Staying on Botchergate, The Caledonian is a landmark institution with a winning combination of TV sport and fine ales. Close by, the Crescent Bar is more contemporary in its approach, offering Moretti on draught and match action on flat-screen TVs.

On the continuation of London Road, the St Nicholas Arms, always popular for live matches, has recently been refurbished – alongside, The Cranemakers, more known as a live-music venue, also provides TV sport.

Back in the centre of town, the King’s Head on Fisher Street is cask-ale heaven, with a TV screen to boot. The Howard Arms on Lowther Street is a real local favourite, homely and traditional, its bar counter lined with ales, and a TV if required.

Near the Cathedral, the traditional Sportsman Inn is Carlisle’s oldest pub, overlooking a pleasant patch of green. Closer to the river, in the Hungry Horse chain, the Turf Tavern is a convenient place to feed the kids and catch the match.

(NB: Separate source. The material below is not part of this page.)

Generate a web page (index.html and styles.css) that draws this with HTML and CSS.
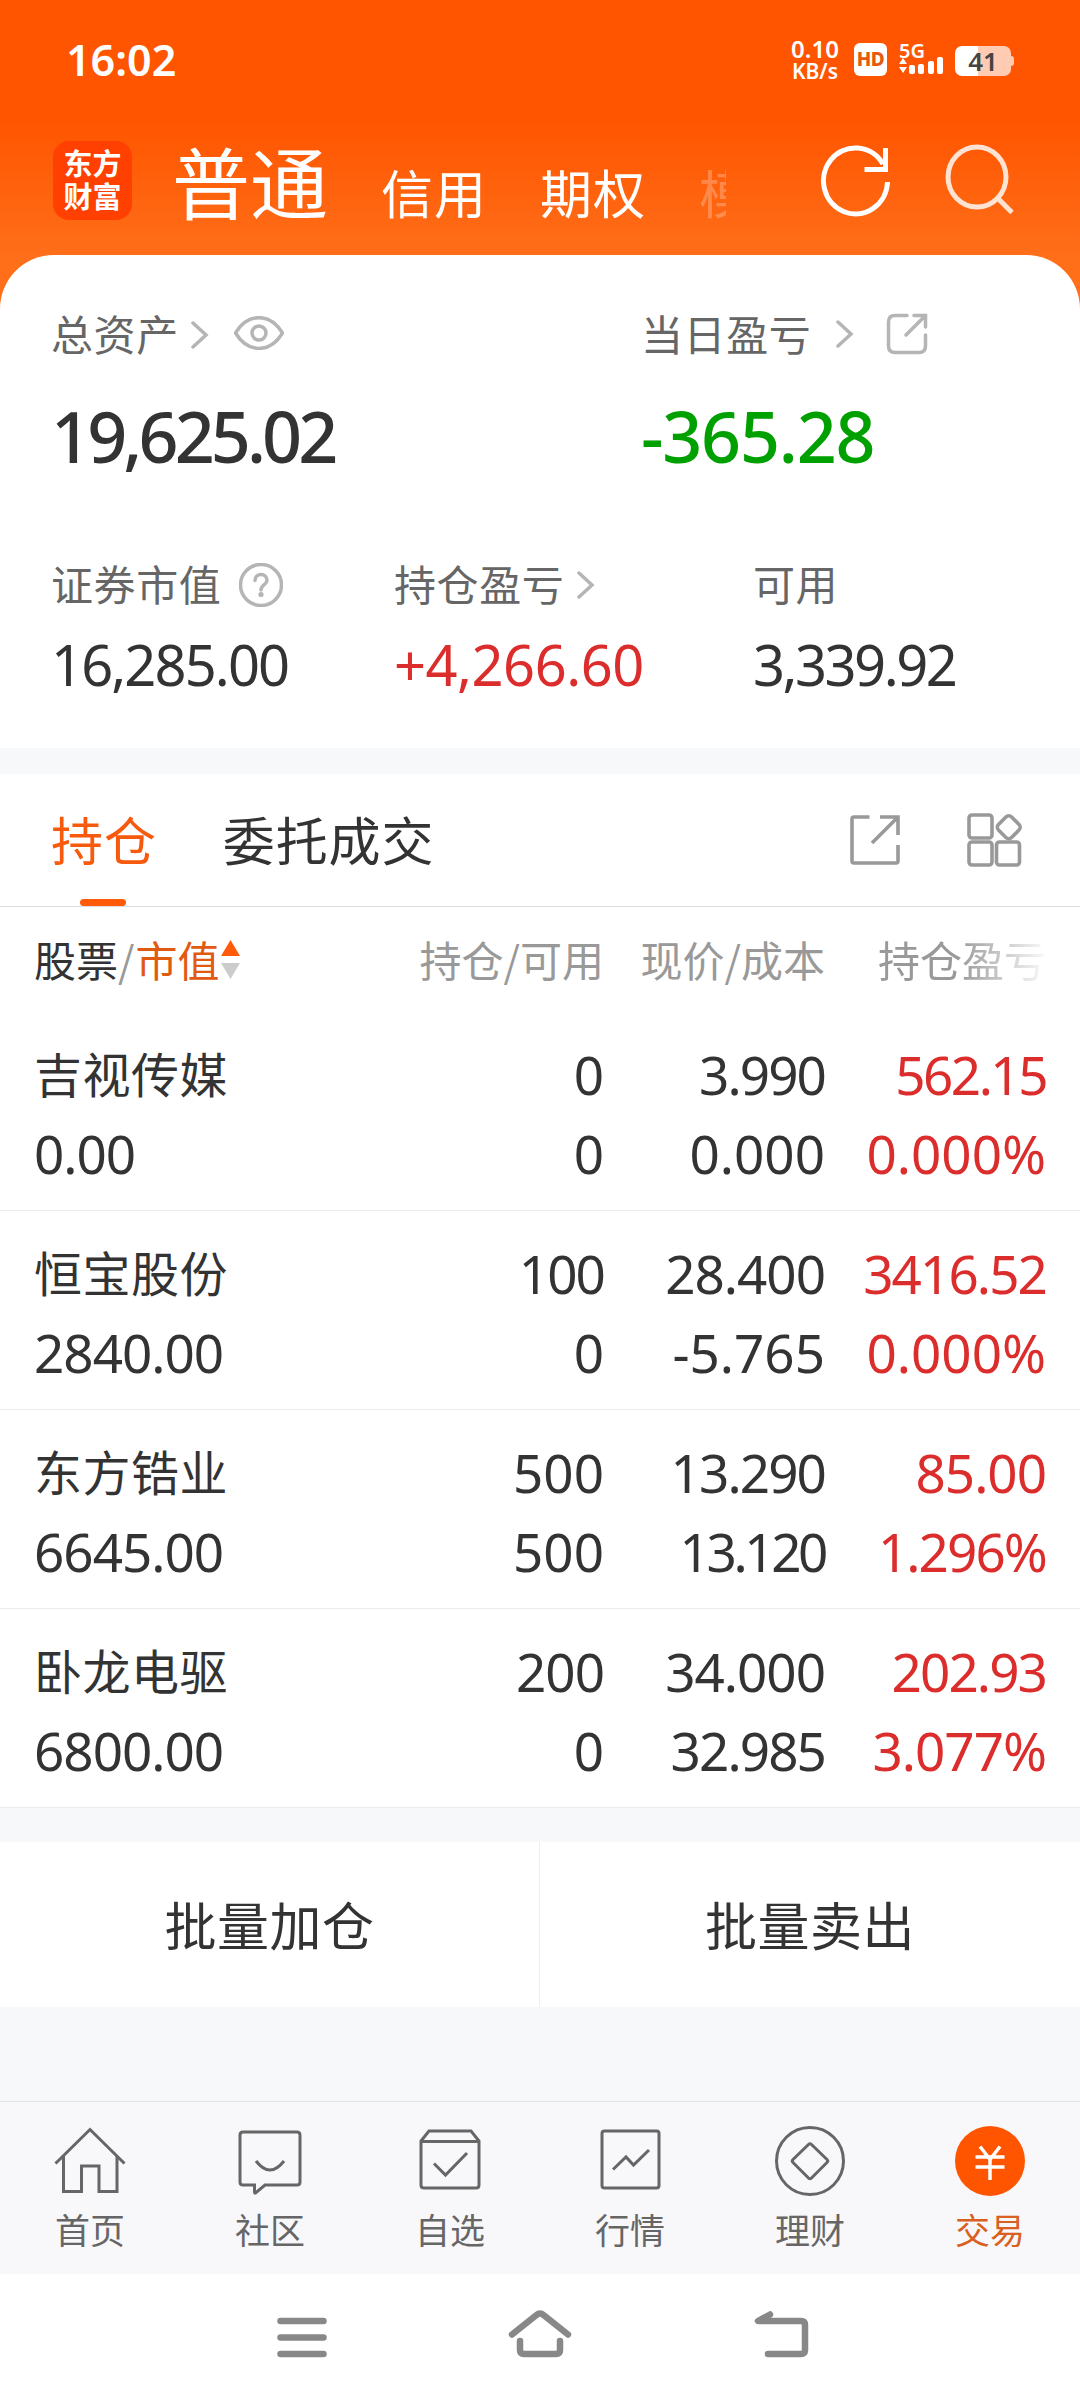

Further round the Eden, one stop from Carlisle by train, picturesque Wetheral gives an easily accessible flavour of the celebrated Cumbrian landscape, with rural pubs such as The Wheatsheaf and the Crown Hotel by the station.

Where to stay

The best hotels for the ground and around town

Discover Carlisle has a detailed local hotel database.

Accommodation options line Warwick Road, close to the ground. Along with the standard chain Premier Inn Carlisle Central just over the narrow waterway past the stadium, there’s a row of friendly B&Bs. Nearest Brunton Park facing Carlisle Rugby Club is the Courtfield Guest House, then you’ll find the comfortable Fern Lee Guest House on St Aidan’s Road, with en-suite rooms in a pleasant, standalone house. 

There are another four or five in similar vein along Warwick Road the nearer you get to town, including the family-run Warwick Lodge. In a different category, providing the best stay in town, The Halston is a luxury aparthotel with a top-notch spa, bar and bistro.

Opposite the station, the ibis Carlisle City Centre offers affordable rooms, convenient for town and stadium.

If you’ve come to elope, then Smiths at Gretna Green offers luxury boutique lodging beside the blacksmiths’ shop where runaway couples have flitted for 300 years.